**Given task:** Check every line of the material below for the string "page", and return the ones that have it.

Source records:
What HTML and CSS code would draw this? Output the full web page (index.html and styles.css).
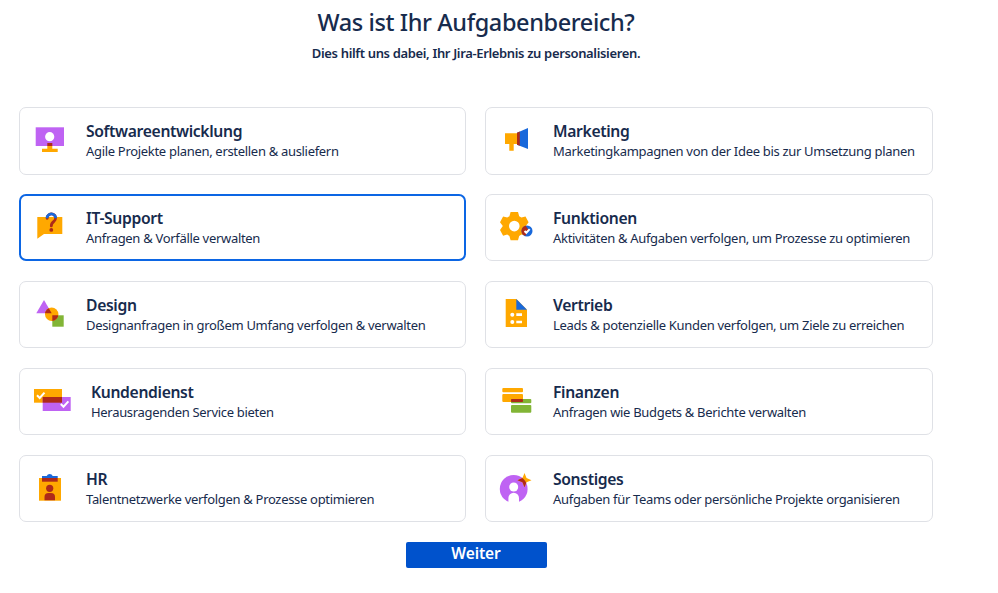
FILE: index.html
```
<!DOCTYPE html>
<html lang="de">
<head>
  <meta charset="UTF-8">
  <meta name="viewport" content="width=device-width, initial-scale=1.0">
  <title>Aufgabenbereich</title>
  <link rel="stylesheet" href="styles.css">
</head>
<body>
  <main class="page">
    <h1>Was ist Ihr Aufgabenbereich?</h1>
    <p class="intro">Dies hilft uns dabei, Ihr Jira-Erlebnis zu personalisieren.</p>

    <div class="cards">
      <div class="card">
        <svg class="icon" viewBox="0 0 52 66">
          <path class="purple" d="M15.7 19.3H44V38H15.7z"/>
          <circle class="white" cx="29.7" cy="28.7" r="4.6"/>
          <path class="orange" d="M27.3 37.5h5v3.3h5.4v3.2H22v-3.2h5.3z"/>
          <path class="red" d="M27.3 35h5v3h-5z"/>
        </svg>
        <div class="text">
          <h2>Softwareentwicklung</h2>
          <p>Agile Projekte planen, erstellen &amp; ausliefern</p>
        </div>
      </div>

      <div class="card">
        <svg class="icon" viewBox="0 0 52 66">
          <path class="orange" d="M19 25.3h13V36h-4.3v6.7h-4.4V36H19z"/>
          <path class="blue" d="M31 24.7L42 20v21l-11-4.3z"/>
          <path class="red" d="M31 24.7l2.8-1.2v14.2l-2.8-1z"/>
        </svg>
        <div class="text">
          <h2>Marketing</h2>
          <p>Marketingkampagnen von der Idee bis zur Umsetzung planen</p>
        </div>
      </div>

      <div class="card selected">
        <svg class="icon" viewBox="0 0 52 66">
          <path class="orange" d="M17.3 22h25v17H24l-6.7 4.7z"/>
          <path class="question" d="M27.2 23.3a4.2 4.2 0 1 1 6.6 3.2c-1.6 1.1-2.5 1.9-2.5 4.4"/>
          <path class="question top" d="M27 23.2a4.2 4.2 0 1 1 8.7 0"/>
          <circle class="red" cx="31.3" cy="34.9" r="1.9"/>
        </svg>
        <div class="text">
          <h2>IT-Support</h2>
          <p>Anfragen &amp; Vorfälle verwalten</p>
        </div>
      </div>

      <div class="card">
        <svg class="icon" viewBox="0 0 52 66">
          <defs>
            <path id="gear-shape" d="M24.6 17h7.4l1.2 4.3 2.2 1.3 4.1-1.2 3.1 5.8-2.8 3.9 2.8 3.9-3.1 5.8-4.1-1.2-2.2 1.3-1.2 4.3h-7.4l-1.2-4.3-2.2-1.3-4.1 1.2-3.1-5.8 2.8-3.9-2.8-3.9 3.1-5.8 4.1 1.2 2.2-1.3z"/>
            <clipPath id="gear"><use href="#gear-shape"/></clipPath>
          </defs>
          <use class="orange" href="#gear-shape"/>
          <circle class="white" cx="28.3" cy="31.1" r="5.3"/>
          <circle class="blue" cx="41" cy="36" r="5.5"/>
          <circle class="red" cx="41" cy="36" r="5.5" clip-path="url(#gear)"/>
          <path class="check" d="M38.5 36l1.8 1.8 3.4-3.7"/>
        </svg>
        <div class="text">
          <h2>Funktionen</h2>
          <p>Aktivitäten &amp; Aufgaben verfolgen, um Prozesse zu optimieren</p>
        </div>
      </div>

      <div class="card">
        <svg class="icon" viewBox="0 0 52 66">
          <defs>
            <clipPath id="disc"><circle cx="31.7" cy="32.3" r="6.7"/></clipPath>
          </defs>
          <path class="purple" d="M24 18l7.7 13.3H16.3z"/>
          <path class="green" d="M32.3 33.3h11.4v11.4H32.3z"/>
          <circle class="orange" cx="31.7" cy="32.3" r="6.7"/>
          <g class="red" clip-path="url(#disc)">
            <path d="M24 18l7.7 13.3H16.3z"/>
            <path d="M32.3 33.3h11.4v11.4H32.3z"/>
          </g>
        </svg>
        <div class="text">
          <h2>Design</h2>
          <p>Designanfragen in großem Umfang verfolgen &amp; verwalten</p>
        </div>
      </div>

      <div class="card">
        <svg class="icon" viewBox="0 0 52 66">
          <path class="orange" d="M19.7 17h10.6l10.7 10.7V45H19.7z"/>
          <path class="blue" d="M30.3 17L41 27.7H30.3z"/>
          <circle class="white" cx="26.3" cy="32.7" r="2"/>
          <circle class="white" cx="26.3" cy="40" r="2"/>
          <path class="white" d="M30.3 31.3H36V34h-5.7zM30.3 38.7H36v2.6h-5.7z"/>
        </svg>
        <div class="text">
          <h2>Vertrieb</h2>
          <p>Leads &amp; potenzielle Kunden verfolgen, um Ziele zu erreichen</p>
        </div>
      </div>

      <div class="card wide-icon">
        <svg class="icon" viewBox="0 0 52 66">
          <path class="orange" d="M14 20h28v13.7H14z"/>
          <path class="purple" d="M22.7 28h28v14h-28z"/>
          <path class="red" d="M22.7 28H42v5.7H22.7z"/>
          <path class="check" d="M17 26.3l2.7 2.7 4.8-5.4M40.8 35l2.7 2.7 4.9-5.4"/>
        </svg>
        <div class="text">
          <h2>Kundendienst</h2>
          <p>Herausragenden Service bieten</p>
        </div>
      </div>

      <div class="card">
        <svg class="icon" viewBox="0 0 52 66">
          <rect class="orange" x="16.3" y="19" width="20.7" height="4.3" rx="1"/>
          <rect class="orange" x="16.3" y="25" width="20.7" height="8" rx="1"/>
          <rect class="green" x="25" y="30" width="20.3" height="4.3" rx="1"/>
          <rect class="green" x="25" y="36" width="20.3" height="7.7" rx="1"/>
          <rect class="red" x="25" y="30" width="12" height="3" rx="0.8"/>
        </svg>
        <div class="text">
          <h2>Finanzen</h2>
          <p>Anfragen wie Budgets &amp; Berichte verwalten</p>
        </div>
      </div>

      <div class="card">
        <svg class="icon" viewBox="0 0 52 66">
          <path class="orange" d="M19 22h22v22.7H19z"/>
          <path class="blue" d="M22 22v-1.9h4.7a3.2 3.2 0 0 1 6 0h5V22z"/>
          <path class="red" d="M22 22h15.7v3.7H22z"/>
          <circle class="red" cx="29.7" cy="32.3" r="3.6"/>
          <path class="red" d="M24.5 44.3V41a4 4 0 0 1 4-4H31a4 4 0 0 1 4 4v3.3z"/>
        </svg>
        <div class="text">
          <h2>HR</h2>
          <p>Talentnetzwerke verfolgen &amp; Prozesse optimieren</p>
        </div>
      </div>

      <div class="card">
        <svg class="icon" viewBox="0 0 52 66">
          <defs>
            <clipPath id="avatar"><circle cx="27.7" cy="32.9" r="13.9"/></clipPath>
          </defs>
          <circle class="purple" cx="27.7" cy="32.9" r="13.9"/>
          <circle class="white" cx="27.7" cy="31" r="4.5"/>
          <path class="white" d="M22.4 47v-5A5.3 5.3 0 0 1 33 42v5z"/>
          <path class="orange" d="M38.5 17l2 5 5 2.2-5 2-2 5-2-5-5-2 5-2.200z"/>
          <path class="red" clip-path="url(#avatar)" d="M38.500 17l2 5 5 2.200-5 2-2 5-2-5-5-2 5-2.200z"/>
        </svg>
        <div class="text">
          <h2>Sonstiges</h2>
          <p>Aufgaben für Teams oder persönliche Projekte organisieren</p>
        </div>
      </div>
    </div>

    <button class="next">Weiter</button>
  </main>
</body>
</html>
```
FILE: styles.css
```
* {
  box-sizing: border-box;
}

body {
  margin: 0;
  background-color: #ffffff;
  color: #172b4d;
  font-family: "Noto Sans", "Open Sans", sans-serif;
}

h1, h2, p {
  margin: 0;
  white-space: nowrap;
}

.page {
  width: 914px;
  margin-left: 19px;
  padding-top: 5px;
  display: flex;
  flex-direction: column;
  align-items: center;
}

h1 {
  font-size: 23.5px;
  line-height: 34px;
  font-weight: 500;
  letter-spacing: -0.4px;
}

.intro {
  margin-top: 4px;
  font-size: 13px;
  line-height: 20px;
  font-weight: 600;
  letter-spacing: -0.35px;
}

/* Kartenraster */
.cards {
  width: 100%;
  margin-top: 44px;
  display: grid;
  grid-template-columns: 447px 448px;
  grid-auto-rows: 67.6px;
  gap: 19.3px 19px;
}

.card {
  display: flex;
  border: 1px solid #dfe1e6;
  border-radius: 7px;
}

.card.selected {
  border: 2px solid #0c66e4;
}

.selected .icon {
  margin: -1px 0 0 -1px;
}

.selected .text {
  margin-top: -1px;
}

.icon {
  flex: none;
  width: 52px;
  height: 66px;
}

.text {
  margin-left: 14px;
  padding-top: 13px;
}

.card:nth-child(even) .text {
  margin-left: 15px;
}

.wide-icon .text {
  margin-left: 19px;
}

h2 {
  font-size: 15.7px;
  line-height: 21px;
  font-weight: 600;
  letter-spacing: -0.35px;
}

.text p {
  font-size: 13px;
  line-height: 19px;
  letter-spacing: -0.31px;
}

/* Symbolfarben */
.orange { fill: #ffa800; }
.purple { fill: #bf63f3; }
.blue { fill: #1868db; }
.green { fill: #82b536; }
.red { fill: #ae2a19; }
.white { fill: #ffffff; }

.question {
  fill: none;
  stroke: #ae2a19;
  stroke-width: 2.8;
  stroke-linecap: round;
}

.question.top {
  stroke: #1868db;
  stroke-linecap: butt;
}

.check {
  fill: none;
  stroke: #ffffff;
  stroke-width: 2;
}

/* Weiter-Button */
.next {
  width: 141px;
  height: 26px;
  margin-top: 20px;
  padding: 0 0 4px;
  border: none;
  border-radius: 2px;
  background-color: #0052cc;
  color: #ffffff;
  font-family: inherit;
  font-size: 15.5px;
  line-height: 22px;
  font-weight: 600;
  letter-spacing: -0.1px;
  cursor: pointer;
}
```
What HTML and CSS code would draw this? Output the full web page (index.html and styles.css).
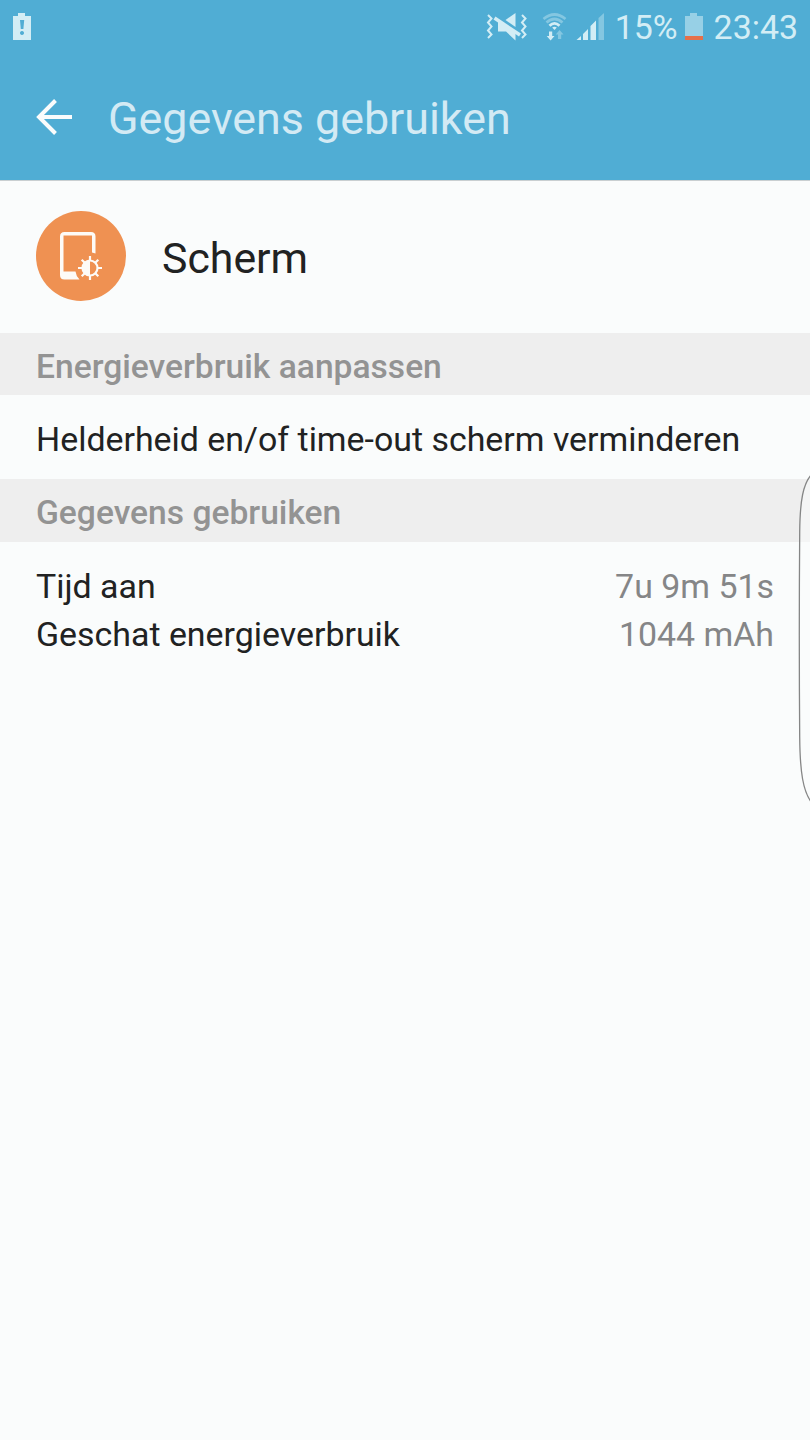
FILE: index.html
```html
<!DOCTYPE html>
<html lang="nl">
<head>
    <meta charset="UTF-8">
    <meta name="viewport" content="width=device-width, initial-scale=1.0">
    <title>Gegevens gebruiken</title>
    <link rel="stylesheet" href="styles.css">
</head>
<body>
    <header class="top">
        <div class="status-bar">
            <svg class="alert-icon" width="20" height="28" viewBox="0 0 20 28">
                <path fill="#d3edf5" fill-rule="evenodd" d="M6 0h7v3h6v24H1V3h5zM8 7l.8 9h2.6l.8-9zM10 18a2 2 0 1 0 .01 0z"/>
            </svg>
            <div class="status-right">
                <svg class="mute-icon" width="42" height="28" viewBox="0 0 42 28">
                    <g fill="none" stroke="#d3edf5" stroke-width="2">
                        <path d="M2 2l3.500 3.500-3.500 4 3.500 4-3.500 4 3.500 4-3.500 3.500M36 2l3.500 3.500-3.500 4 3.500 4-3.500 4 3.500 4-3.500 3.500"/>
                    </g>
                    <path fill="#d3edf5" d="M19.500 7L29.500 0V14zM12 8L29.500 19.500V27.500L20 18.500H12z"/>
                    <path fill="none" stroke="#d3edf5" stroke-width="3.500" d="M8.500 5L34 22"/>
                </svg>
                <svg class="wifi-icon" width="26" height="30" viewBox="0 0 26 30">
                    <g fill="none" stroke="#d3edf5" stroke-width="2.800">
                        <path opacity=".4" d="M1.500 6Q12.500-3 23.500 6"/>
                        <path opacity=".4" d="M4.500 9.500Q12.500 2.500 20.500 9.500"/>
                        <path d="M7.500 12.700Q12.500 8 17.500 12.700"/>
                    </g>
                    <path fill="#d3edf5" d="M10.200 14.500Q12.500 12.800 14.800 14.500L12.500 17z"/>
                    <path fill="#d3edf5" d="M7 18.500h3.200v4.500h2.300L8.600 27.500 4.700 23H7z"/>
                    <path fill="#d3edf5" opacity=".4" d="M16 26h3.200v-4.500h2.300L17.600 17l-3.900 4.500H16z"/>
                </svg>
                <svg class="signal-icon" width="30" height="28" viewBox="0 0 30 28">
                    <path fill="#d3edf5" d="M.5 27L5 23v4zM7 21l5-5v11H7zM14.500 13l5.500-5.500V27h-5.500z"/>
                    <path fill="#d3edf5" opacity=".4" d="M22.500 5L28 0v27h-5.500z"/>
                </svg>
                <span class="percent">15%</span>
                <svg class="battery-icon" width="20" height="28" viewBox="0 0 20 28">
                    <path fill="#97d0e6" d="M6 0h7v3h6v20H1V3h5z"/>
                    <path fill="#e5704a" d="M1 23h18v4H1z"/>
                </svg>
                <span class="clock">23:43</span>
            </div>
        </div>
        <div class="toolbar">
            <svg class="back-icon" width="38" height="38" viewBox="0 0 38 38">
                <path fill="none" stroke="#fafcfc" stroke-width="4" d="M36 19H4M19.500 2.500L3 19l16.500 16.500"/>
            </svg>
            <h1>Gegevens gebruiken</h1>
        </div>
    </header>

    <main>
        <div class="app">
            <svg class="app-icon" width="90" height="90" viewBox="0 0 90 90">
                <circle cx="45" cy="45" r="45" fill="#ef9152"/>
                <path fill="#fdfbf8" fill-rule="evenodd" d="M28.500 21H55q4.500 0 4.500 4.500V42.500L56 41.500V24.500H27.500V60.500H39.500Q40 65 43.500 68.500H28.500q-4.500 0-4.500-4.500V25.500q0-4.500 4.500-4.500z"/>
                <g transform="translate(54 57)" stroke="#fdfbf8" stroke-width="2.200" fill="none">
                    <circle r="7.500"/>
                    <path fill="#fdfbf8" stroke="none" d="M0-7.500a7.500 7.500 0 0 0 0 15z"/>
                    <path d="M0-8v-4M0 8v4M-8 0h-4M8 0h4M-5.500-5.500l-2.800-2.800M5.500-5.500l2.800-2.800M-5.500 5.500l-2.800 2.800M5.500 5.500l2.800 2.800"/>
                </g>
            </svg>
            <span class="app-name">Scherm</span>
        </div>

        <h2>Energieverbruik aanpassen</h2>
        <div class="option">Helderheid en/of time-out scherm verminderen</div>

        <h2 class="usage-title">Gegevens gebruiken</h2>
        <div class="details">
            <div class="row">
                <span>Tijd aan</span>
                <span class="value">7u 9m 51s</span>
            </div>
            <div class="row">
                <span>Geschat energieverbruik</span>
                <span class="value">1044 mAh</span>
            </div>
        </div>
    </main>

    <!-- edge panel handle -->
    <svg class="edge-handle" width="12" height="330" viewBox="0 0 12 330">
        <path fill="#fafcfc" fill-opacity=".5" stroke="#858686" stroke-width="1.300" d="M14 2C5 11 2 29 1.700 60Q.9 165 1.700 265C2 300 5 320 14 331"/>
    </svg>
</body>
</html>
```

FILE: styles.css
```css
* {
    box-sizing: border-box;
}
body {
    margin: 0;
    min-height: 1440px;
    background: #fafcfc;
    color: #212222;
    font-family: Roboto, sans-serif;
    font-size: 33.9px;
    overflow: hidden;
}
h1, h2 {
    margin: 0;
}
.top {
    height: 181px;
    background: #50add4;
    border-bottom: 1px solid #c9cfd1;
}
.status-bar {
    display: flex;
    justify-content: space-between;
    height: 54px;
    padding: 13px 12px 0;
    color: #d3edf5;
}
.status-right {
    display: flex;
    line-height: 30px;
}
.wifi-icon {
    margin-left: 14px;
}
.signal-icon {
    margin-left: 8px;
}
.percent {
    margin-left: 9px;
}
.battery-icon {
    margin-left: 6px;
}
.clock {
    margin-left: 10px;
}
.toolbar {
    display: flex;
    align-items: center;
    height: 126px;
    padding-left: 36px;
}
h1 {
    margin-left: 34px;
    padding-top: 2px;
    color: #d3eaf4;
    font-size: 44.8px;
    font-weight: 400;
}
.app {
    display: flex;
    align-items: center;
    height: 152px;
    padding: 0 36px 2px;
}
.app-name {
    margin-left: 36px;
    padding-top: 3px;
    font-size: 42.8px;
}
h2 {
    height: 62px;
    padding: 2px 36px 0;
    background: #eee;
    color: #939393;
    font-size: 33.6px;
    font-weight: 500;
    line-height: 63px;
}
.option {
    height: 84px;
    padding: 0 36px;
    line-height: 90px;
}
.usage-title {
    height: 63px;
}
.details {
    padding: 21px 36px;
}
.row {
    display: flex;
    justify-content: space-between;
    line-height: 48px;
}
.value {
    color: #858687;
}
.edge-handle {
    position: absolute;
    top: 472px;
    right: 0;
}
```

**Written answer:**
What HTML and CSS code would draw this? Output the full web page (index.html and styles.css).
  <main class="page">
.page {
What HTML and CSS code would draw this? Output the full web page (index.html and styles.css).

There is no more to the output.